## WHAT YOU SHOULD DO
Everything from the line containing "Output the component" through the line containing "justify-content: center;" must be written out exactly, and nothing more; leave any pictures out.

## PROVIDED RECORDS
▼

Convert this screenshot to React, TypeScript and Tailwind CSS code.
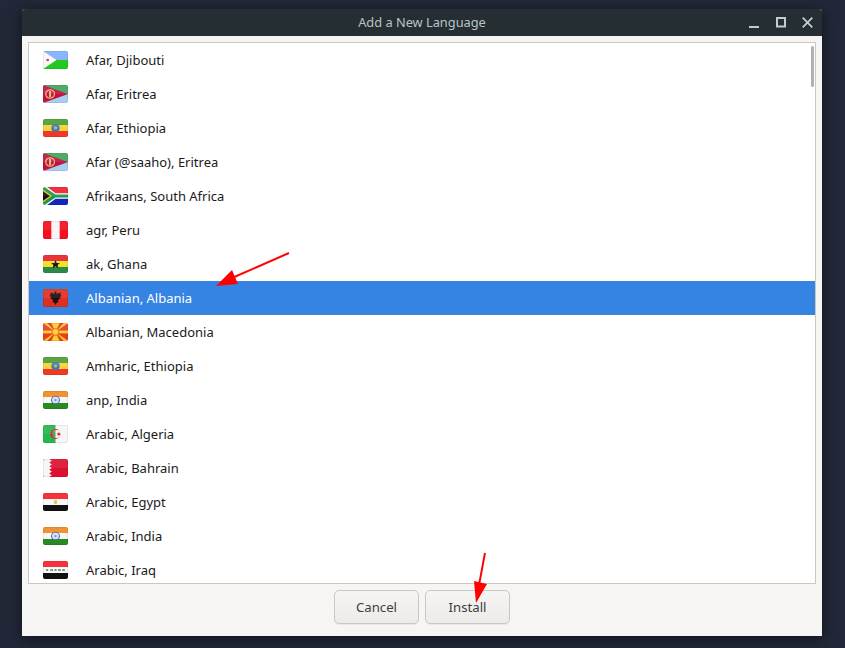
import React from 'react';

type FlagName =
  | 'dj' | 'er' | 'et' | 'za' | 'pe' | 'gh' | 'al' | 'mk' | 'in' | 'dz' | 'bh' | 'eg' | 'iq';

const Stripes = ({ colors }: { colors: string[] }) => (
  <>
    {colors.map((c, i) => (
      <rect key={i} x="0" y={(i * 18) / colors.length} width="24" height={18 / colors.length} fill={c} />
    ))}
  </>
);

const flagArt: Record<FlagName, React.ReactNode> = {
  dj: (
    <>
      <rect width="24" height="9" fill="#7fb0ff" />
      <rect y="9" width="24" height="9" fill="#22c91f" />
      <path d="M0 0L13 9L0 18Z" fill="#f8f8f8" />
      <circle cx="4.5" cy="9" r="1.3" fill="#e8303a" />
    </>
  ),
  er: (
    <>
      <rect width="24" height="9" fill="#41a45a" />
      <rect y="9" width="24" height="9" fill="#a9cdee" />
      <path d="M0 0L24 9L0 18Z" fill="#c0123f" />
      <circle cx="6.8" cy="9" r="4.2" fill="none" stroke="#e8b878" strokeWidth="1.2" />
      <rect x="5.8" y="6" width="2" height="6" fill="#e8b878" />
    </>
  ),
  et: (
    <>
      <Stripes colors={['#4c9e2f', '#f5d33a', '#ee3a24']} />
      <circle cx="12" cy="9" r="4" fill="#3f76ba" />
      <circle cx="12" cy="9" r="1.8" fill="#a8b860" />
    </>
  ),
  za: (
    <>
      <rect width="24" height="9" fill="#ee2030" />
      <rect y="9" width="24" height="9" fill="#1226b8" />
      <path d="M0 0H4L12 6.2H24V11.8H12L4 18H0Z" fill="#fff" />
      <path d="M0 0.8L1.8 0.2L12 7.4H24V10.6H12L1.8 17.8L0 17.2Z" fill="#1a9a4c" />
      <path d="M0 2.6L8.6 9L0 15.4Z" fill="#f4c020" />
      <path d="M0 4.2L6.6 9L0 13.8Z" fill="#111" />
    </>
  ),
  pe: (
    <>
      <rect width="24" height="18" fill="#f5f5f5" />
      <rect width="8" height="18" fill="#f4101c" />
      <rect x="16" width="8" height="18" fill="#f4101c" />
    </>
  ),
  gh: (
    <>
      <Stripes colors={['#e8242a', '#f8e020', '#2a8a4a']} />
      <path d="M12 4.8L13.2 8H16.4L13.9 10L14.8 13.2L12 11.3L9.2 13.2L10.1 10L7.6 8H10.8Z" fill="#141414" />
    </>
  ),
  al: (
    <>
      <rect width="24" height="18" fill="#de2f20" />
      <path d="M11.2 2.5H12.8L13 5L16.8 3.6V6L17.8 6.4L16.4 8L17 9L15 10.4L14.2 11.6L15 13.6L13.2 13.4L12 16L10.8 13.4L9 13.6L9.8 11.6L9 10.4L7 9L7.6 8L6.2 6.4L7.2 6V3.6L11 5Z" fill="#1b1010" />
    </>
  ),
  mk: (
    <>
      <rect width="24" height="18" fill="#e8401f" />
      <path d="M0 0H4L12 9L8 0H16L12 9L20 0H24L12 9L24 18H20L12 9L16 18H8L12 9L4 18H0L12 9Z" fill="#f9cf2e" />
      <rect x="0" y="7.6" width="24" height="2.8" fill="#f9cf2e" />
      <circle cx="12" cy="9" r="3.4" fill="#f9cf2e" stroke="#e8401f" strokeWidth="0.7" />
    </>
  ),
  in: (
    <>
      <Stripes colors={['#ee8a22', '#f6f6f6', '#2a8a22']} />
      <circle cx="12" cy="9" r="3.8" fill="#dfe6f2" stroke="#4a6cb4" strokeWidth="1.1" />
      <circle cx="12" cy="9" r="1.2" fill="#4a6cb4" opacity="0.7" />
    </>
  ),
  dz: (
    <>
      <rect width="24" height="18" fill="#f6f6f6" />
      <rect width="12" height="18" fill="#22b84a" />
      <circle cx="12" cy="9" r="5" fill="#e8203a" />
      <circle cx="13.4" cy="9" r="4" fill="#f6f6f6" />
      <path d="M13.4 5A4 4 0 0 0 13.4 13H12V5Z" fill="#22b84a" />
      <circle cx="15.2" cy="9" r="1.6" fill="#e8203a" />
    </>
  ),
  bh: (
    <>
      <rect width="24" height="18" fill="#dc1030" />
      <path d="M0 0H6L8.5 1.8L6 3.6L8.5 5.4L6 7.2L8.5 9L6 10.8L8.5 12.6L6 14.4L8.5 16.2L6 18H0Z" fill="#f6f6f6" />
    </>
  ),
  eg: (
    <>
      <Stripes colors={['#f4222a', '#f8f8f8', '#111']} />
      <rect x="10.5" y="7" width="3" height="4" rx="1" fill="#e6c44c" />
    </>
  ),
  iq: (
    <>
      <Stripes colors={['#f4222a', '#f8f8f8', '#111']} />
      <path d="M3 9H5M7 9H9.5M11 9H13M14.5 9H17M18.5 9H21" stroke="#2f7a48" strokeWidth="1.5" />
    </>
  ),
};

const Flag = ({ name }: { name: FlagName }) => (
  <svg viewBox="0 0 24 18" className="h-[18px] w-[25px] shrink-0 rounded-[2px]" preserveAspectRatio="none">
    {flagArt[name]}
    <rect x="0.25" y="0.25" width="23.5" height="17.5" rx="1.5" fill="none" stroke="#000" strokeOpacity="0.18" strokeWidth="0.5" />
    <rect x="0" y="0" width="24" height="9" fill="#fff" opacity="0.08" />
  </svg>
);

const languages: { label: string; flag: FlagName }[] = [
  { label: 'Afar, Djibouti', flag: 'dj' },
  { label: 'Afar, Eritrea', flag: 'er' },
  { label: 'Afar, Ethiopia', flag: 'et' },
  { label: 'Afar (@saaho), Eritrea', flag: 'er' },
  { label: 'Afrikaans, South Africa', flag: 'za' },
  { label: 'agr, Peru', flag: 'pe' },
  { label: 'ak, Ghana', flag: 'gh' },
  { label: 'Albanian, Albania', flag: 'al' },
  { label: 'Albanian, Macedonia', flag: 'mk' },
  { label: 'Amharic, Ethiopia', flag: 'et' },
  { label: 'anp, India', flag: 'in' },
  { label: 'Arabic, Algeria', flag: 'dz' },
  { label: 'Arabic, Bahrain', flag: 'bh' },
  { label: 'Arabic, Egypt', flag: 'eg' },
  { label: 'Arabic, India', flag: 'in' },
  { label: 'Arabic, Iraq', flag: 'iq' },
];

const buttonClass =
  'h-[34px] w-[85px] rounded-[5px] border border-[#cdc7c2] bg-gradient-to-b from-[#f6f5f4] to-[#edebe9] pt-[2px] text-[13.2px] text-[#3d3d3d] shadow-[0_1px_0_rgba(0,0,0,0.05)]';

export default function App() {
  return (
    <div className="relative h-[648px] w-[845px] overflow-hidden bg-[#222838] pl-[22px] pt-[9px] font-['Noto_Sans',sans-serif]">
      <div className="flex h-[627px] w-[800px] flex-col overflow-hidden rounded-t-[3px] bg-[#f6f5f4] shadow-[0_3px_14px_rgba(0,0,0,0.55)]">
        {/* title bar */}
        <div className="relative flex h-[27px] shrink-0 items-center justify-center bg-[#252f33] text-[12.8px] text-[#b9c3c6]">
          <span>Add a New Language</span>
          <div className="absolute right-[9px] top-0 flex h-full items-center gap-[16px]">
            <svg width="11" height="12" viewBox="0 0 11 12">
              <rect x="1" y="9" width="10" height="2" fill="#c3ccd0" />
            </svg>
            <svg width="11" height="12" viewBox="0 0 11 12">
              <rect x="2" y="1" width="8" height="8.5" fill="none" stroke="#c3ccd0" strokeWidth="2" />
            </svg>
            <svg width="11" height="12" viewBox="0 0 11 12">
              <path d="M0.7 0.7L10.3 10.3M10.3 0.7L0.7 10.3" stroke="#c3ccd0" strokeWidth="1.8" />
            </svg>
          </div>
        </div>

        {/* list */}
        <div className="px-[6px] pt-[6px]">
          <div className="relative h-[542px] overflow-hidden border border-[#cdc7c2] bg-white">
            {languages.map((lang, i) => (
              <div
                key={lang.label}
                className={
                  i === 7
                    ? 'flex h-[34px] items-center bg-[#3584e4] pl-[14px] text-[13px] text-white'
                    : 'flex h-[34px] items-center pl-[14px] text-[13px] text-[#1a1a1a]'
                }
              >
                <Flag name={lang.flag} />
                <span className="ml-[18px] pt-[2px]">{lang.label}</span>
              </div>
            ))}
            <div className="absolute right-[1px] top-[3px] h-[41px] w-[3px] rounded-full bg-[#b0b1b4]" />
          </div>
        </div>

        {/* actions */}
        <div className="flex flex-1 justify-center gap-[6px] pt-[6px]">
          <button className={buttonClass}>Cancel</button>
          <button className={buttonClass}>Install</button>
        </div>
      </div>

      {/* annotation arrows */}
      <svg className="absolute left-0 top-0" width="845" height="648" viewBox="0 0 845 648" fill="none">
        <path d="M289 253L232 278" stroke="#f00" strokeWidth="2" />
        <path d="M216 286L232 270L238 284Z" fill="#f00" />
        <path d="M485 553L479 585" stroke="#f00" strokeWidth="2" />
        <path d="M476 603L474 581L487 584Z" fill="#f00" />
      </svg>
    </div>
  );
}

▲
▼

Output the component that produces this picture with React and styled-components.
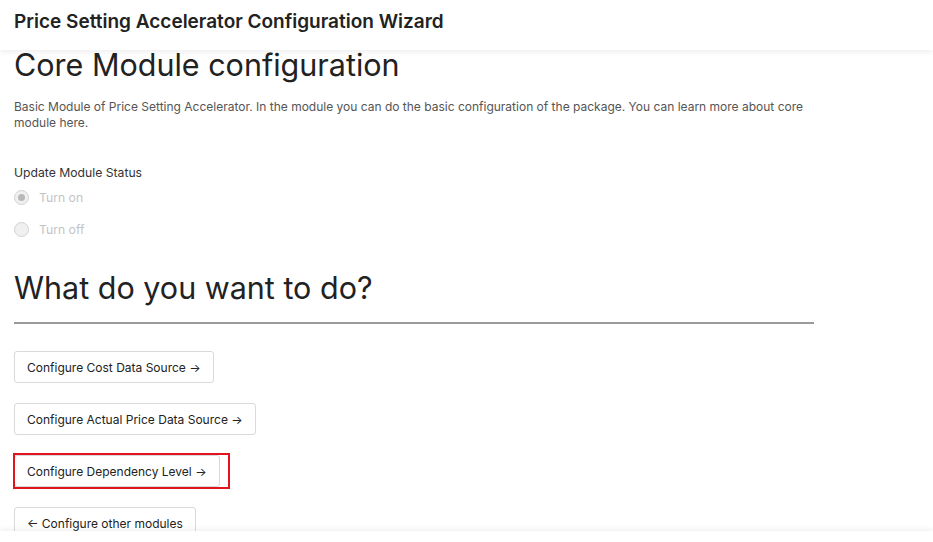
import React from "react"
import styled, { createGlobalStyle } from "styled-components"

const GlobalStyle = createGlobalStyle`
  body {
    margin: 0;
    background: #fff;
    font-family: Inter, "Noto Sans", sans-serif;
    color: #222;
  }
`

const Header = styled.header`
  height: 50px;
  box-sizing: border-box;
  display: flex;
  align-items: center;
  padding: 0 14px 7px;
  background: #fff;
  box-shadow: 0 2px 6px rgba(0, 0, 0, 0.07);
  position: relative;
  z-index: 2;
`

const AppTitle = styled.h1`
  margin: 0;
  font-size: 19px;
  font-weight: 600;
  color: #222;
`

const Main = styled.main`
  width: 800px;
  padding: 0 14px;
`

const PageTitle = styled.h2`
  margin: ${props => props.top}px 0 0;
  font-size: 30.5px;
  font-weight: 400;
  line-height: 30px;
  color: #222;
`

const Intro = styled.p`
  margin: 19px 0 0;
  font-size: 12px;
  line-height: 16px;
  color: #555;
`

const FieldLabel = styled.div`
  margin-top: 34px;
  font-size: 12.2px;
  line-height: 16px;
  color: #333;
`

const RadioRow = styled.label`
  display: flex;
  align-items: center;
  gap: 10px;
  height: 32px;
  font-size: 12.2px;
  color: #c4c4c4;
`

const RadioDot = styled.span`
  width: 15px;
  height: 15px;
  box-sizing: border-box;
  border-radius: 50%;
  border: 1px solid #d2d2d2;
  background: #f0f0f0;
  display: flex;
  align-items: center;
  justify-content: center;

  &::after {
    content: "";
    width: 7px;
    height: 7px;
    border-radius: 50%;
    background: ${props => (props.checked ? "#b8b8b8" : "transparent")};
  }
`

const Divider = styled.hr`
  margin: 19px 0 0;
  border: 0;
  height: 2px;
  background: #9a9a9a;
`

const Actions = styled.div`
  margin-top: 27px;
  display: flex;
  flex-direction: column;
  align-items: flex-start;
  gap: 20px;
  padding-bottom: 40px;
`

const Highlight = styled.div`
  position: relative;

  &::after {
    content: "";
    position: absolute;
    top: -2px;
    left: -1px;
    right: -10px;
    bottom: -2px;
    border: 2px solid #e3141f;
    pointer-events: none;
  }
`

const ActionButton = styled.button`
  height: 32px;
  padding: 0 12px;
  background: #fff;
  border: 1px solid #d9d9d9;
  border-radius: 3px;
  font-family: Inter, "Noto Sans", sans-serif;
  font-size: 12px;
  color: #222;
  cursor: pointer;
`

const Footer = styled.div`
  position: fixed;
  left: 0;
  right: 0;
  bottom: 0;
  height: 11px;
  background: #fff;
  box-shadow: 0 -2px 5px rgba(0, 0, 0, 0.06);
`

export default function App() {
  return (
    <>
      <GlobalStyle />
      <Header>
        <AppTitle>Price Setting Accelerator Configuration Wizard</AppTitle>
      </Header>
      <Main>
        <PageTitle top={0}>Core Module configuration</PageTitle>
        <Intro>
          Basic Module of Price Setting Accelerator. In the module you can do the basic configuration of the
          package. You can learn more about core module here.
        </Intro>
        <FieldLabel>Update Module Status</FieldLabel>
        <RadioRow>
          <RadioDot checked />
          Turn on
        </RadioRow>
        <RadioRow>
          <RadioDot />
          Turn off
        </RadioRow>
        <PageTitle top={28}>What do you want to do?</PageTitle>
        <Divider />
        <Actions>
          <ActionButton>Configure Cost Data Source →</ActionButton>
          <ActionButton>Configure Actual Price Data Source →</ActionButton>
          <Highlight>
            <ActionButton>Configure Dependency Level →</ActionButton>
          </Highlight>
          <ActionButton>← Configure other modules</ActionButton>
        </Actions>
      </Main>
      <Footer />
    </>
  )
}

▲

## EXERCISE SOLUTION
Output the component that produces this picture with React and styled-components.
import React from "react"
import styled, { createGlobalStyle } from "styled-components"

const GlobalStyle = createGlobalStyle`
  body {
    margin: 0;
    background: #fff;
    font-family: Inter, "Noto Sans", sans-serif;
    color: #222;
  }
`

const Header = styled.header`
  height: 50px;
  box-sizing: border-box;
  display: flex;
  align-items: center;
  padding: 0 14px 7px;
  background: #fff;
  box-shadow: 0 2px 6px rgba(0, 0, 0, 0.07);
  position: relative;
  z-index: 2;
`

const AppTitle = styled.h1`
  margin: 0;
  font-size: 19px;
  font-weight: 600;
  color: #222;
`

const Main = styled.main`
  width: 800px;
  padding: 0 14px;
`

const PageTitle = styled.h2`
  margin: ${props => props.top}px 0 0;
  font-size: 30.5px;
  font-weight: 400;
  line-height: 30px;
  color: #222;
`

const Intro = styled.p`
  margin: 19px 0 0;
  font-size: 12px;
  line-height: 16px;
  color: #555;
`

const FieldLabel = styled.div`
  margin-top: 34px;
  font-size: 12.2px;
  line-height: 16px;
  color: #333;
`

const RadioRow = styled.label`
  display: flex;
  align-items: center;
  gap: 10px;
  height: 32px;
  font-size: 12.2px;
  color: #c4c4c4;
`

const RadioDot = styled.span`
  width: 15px;
  height: 15px;
  box-sizing: border-box;
  border-radius: 50%;
  border: 1px solid #d2d2d2;
  background: #f0f0f0;
  display: flex;
  align-items: center;
  justify-content: center;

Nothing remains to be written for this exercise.